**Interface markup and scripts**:
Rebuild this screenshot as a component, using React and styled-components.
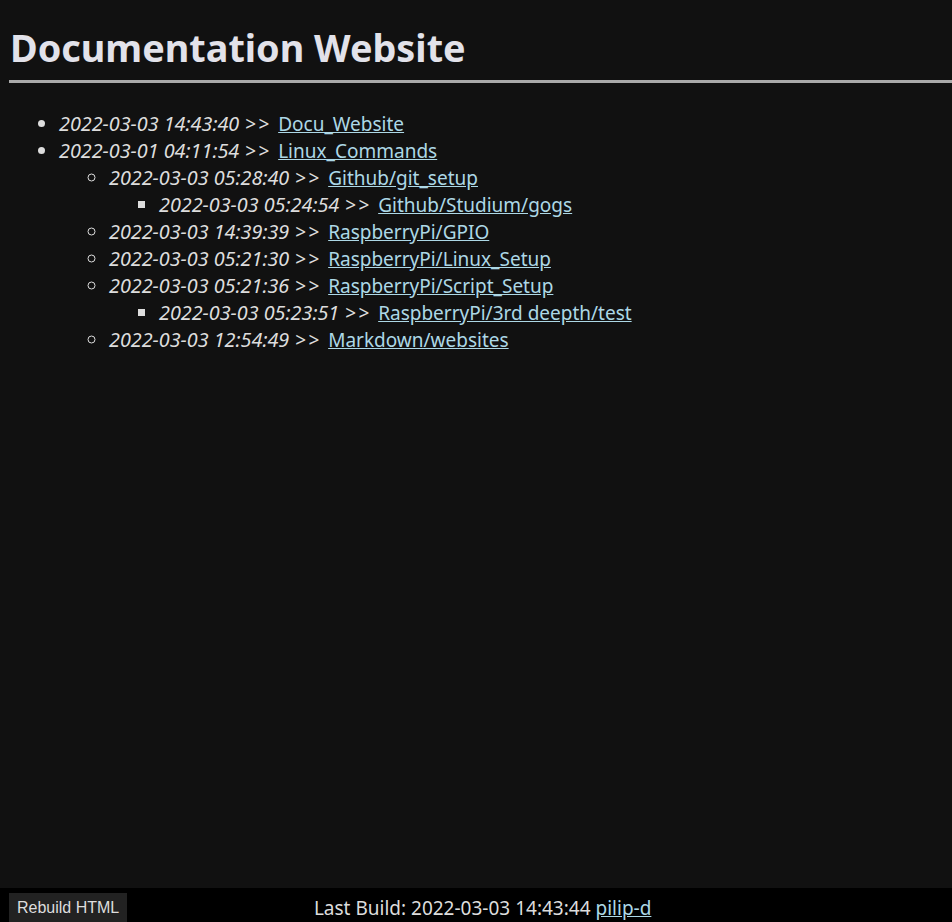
import React from 'react';
import styled, { createGlobalStyle } from 'styled-components';

const GlobalStyle = createGlobalStyle`
  html, body {
    margin: 0;
    padding: 0;
    background: #111;
  }
  #root {
    min-height: 100vh;
  }
`;

const StyledPage = styled.div`
  display: flex;
  flex-direction: column;
  min-height: 100vh;
  background: #111;
  color: #ddd;
  font-family: 'Noto Sans', 'Open Sans', sans-serif;
`;

const StyledMain = styled.main`
  flex: 1;
  padding: 0 0 0 9px;
`;

const StyledTitle = styled.h1`
  margin: 0;
  padding: 28px 0 12px 1px;
  font-size: 37.8px;
  font-weight: bold;
  line-height: 40px;
  color: #e2e2ea;
  border-bottom: 3px solid #aaa;
`;

const StyledList = styled.ul`
  margin: ${({ $nested }) => ($nested ? '0' : '27px 0 0')};
  padding-left: 50px;
  list-style-type: ${({ $level }) => ['disc', 'circle', 'square'][$level] || 'disc'};
  font-size: 19.8px;
  line-height: 27px;
`;

const StyledItem = styled.li`
  em {
    font-style: italic;
  }

  .sep {
    font-size: 19px;
    line-height: 1;
    letter-spacing: 2.5px;
    padding: 0 1px 0 6px;
  }

  a {
    font-size: 19px;
    line-height: 1;
    color: #add8e6;
    text-decoration: underline;
  }
`;

const StyledFooter = styled.footer`
  display: flex;
  align-items: flex-end;
  height: 34px;
  padding: 0 0 0 9px;
  background: #000;
  color: #ddd;
  font-size: 19px;
`;

const StyledButton = styled.button`
  height: 29px;
  padding: 0 8px;
  border: none;
  background: #222;
  color: #ddd;
  font-family: 'Liberation Sans', Arial, sans-serif;
  font-size: 16px;
`;

const StyledBuild = styled.div`
  flex: 1;
  text-align: center;
  line-height: 28px;
  padding-right: 114px;

  a {
    color: #add8e6;
  }
`;

const entries = [
  { time: '2022-03-03 14:43:40', name: 'Docu_Website' },
  {
    time: '2022-03-01 04:11:54',
    name: 'Linux_Commands',
    children: [
      {
        time: '2022-03-03 05:28:40',
        name: 'Github/git_setup',
        children: [{ time: '2022-03-03 05:24:54', name: 'Github/Studium/gogs' }],
      },
      { time: '2022-03-03 14:39:39', name: 'RaspberryPi/GPIO' },
      { time: '2022-03-03 05:21:30', name: 'RaspberryPi/Linux_Setup' },
      {
        time: '2022-03-03 05:21:36',
        name: 'RaspberryPi/Script_Setup',
        children: [{ time: '2022-03-03 05:23:51', name: 'RaspberryPi/3rd deepth/test' }],
      },
      { time: '2022-03-03 12:54:49', name: 'Markdown/websites' },
    ],
  },
];

const EntryList = ({ items, level = 0 }) => (
  <StyledList $level={level} $nested={level > 0}>
    {items.map((item) => (
      <StyledItem key={item.name}>
        <em>{item.time}</em>
        <span className="sep">{'>>'}</span>{' '}
        <a href="#">{item.name}</a>
        {item.children && <EntryList items={item.children} level={level + 1} />}
      </StyledItem>
    ))}
  </StyledList>
);

const App = () => (
  <>
    <GlobalStyle />
    <StyledPage>
      <StyledMain>
        <StyledTitle>Documentation Website</StyledTitle>
        <EntryList items={entries} />
      </StyledMain>
      <StyledFooter>
        <StyledButton type="button">Rebuild HTML</StyledButton>
        <StyledBuild>
          Last Build: 2022-03-03 14:43:44 <a href="#">pilip-d</a>
        </StyledBuild>
      </StyledFooter>
    </StyledPage>
  </>
);

export default App;
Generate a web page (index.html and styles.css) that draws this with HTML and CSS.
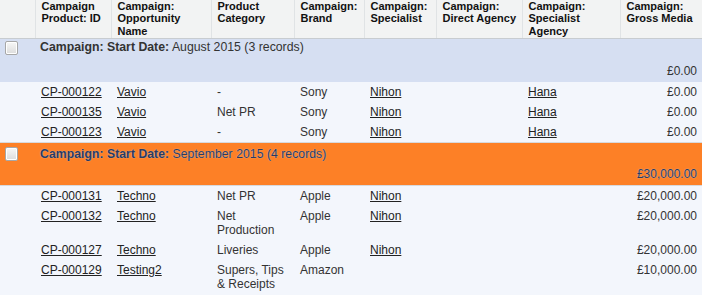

**WHAT YOU NEED TO DO**:
In the listing above, find the lines holding the word "this" and copy them.

**CORRECT RESPONSE**:
Rebuild this screenshot as a component, using React and styled-components.
Generate a web page (index.html and styles.css) that draws this with HTML and CSS.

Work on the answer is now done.